Comparative study of multi-physics generated small dipoles in conducting media

In this paper we present the results of a study of electronically and mechanically generated transverse magnetic (TM) and transverse electric (TE) dipoles in a lossy environment, so that antenna design guidelines may be established at the system level. At far-zone, the ratio \(|\frac{E}{H}|:= \eta _0\) is the intrinsic impedance, and they are identical for the TM and its dual TE dipoles. Nonetheless, the ratio in near-zone behaves drastically different between the TM and dual TE. We derived closed form expressions of the antenna Ohmic loss in a spherical lossy shell (SLS) for the first time, yielding precise radiation efficiency \(\eta _r\) and accurate computations.
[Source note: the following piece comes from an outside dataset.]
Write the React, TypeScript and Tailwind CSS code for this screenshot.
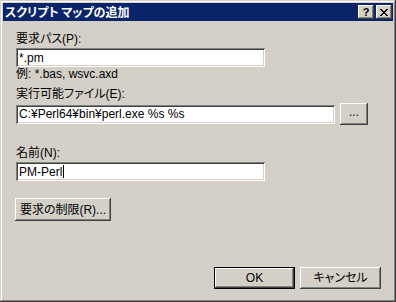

For electrically small dipole of normalized half dipole-length \(|ka|\ll 1\), analytic results show that \(\eta _r\) is proportional to \(|ka|^3\) for TM dipole, and |ka| for TE dipole, respectively. Consequently, efficiency \(\eta _r\) of TE can be better than TM in two to three orders of magnitude for under seawater communication. The time-domain energy flow velocity (EFV) patterns show that the TE dipoles are always radiation-dominating, in either lossless or lossy medium. Numerical results reveal that mechanically spinning dipole is smaller in size and weight but it requires more operation power, compared to its electromagnetic counter-partners. Finally, design, tuning and impedance matching of low-profile TE dipole antenna are outlined.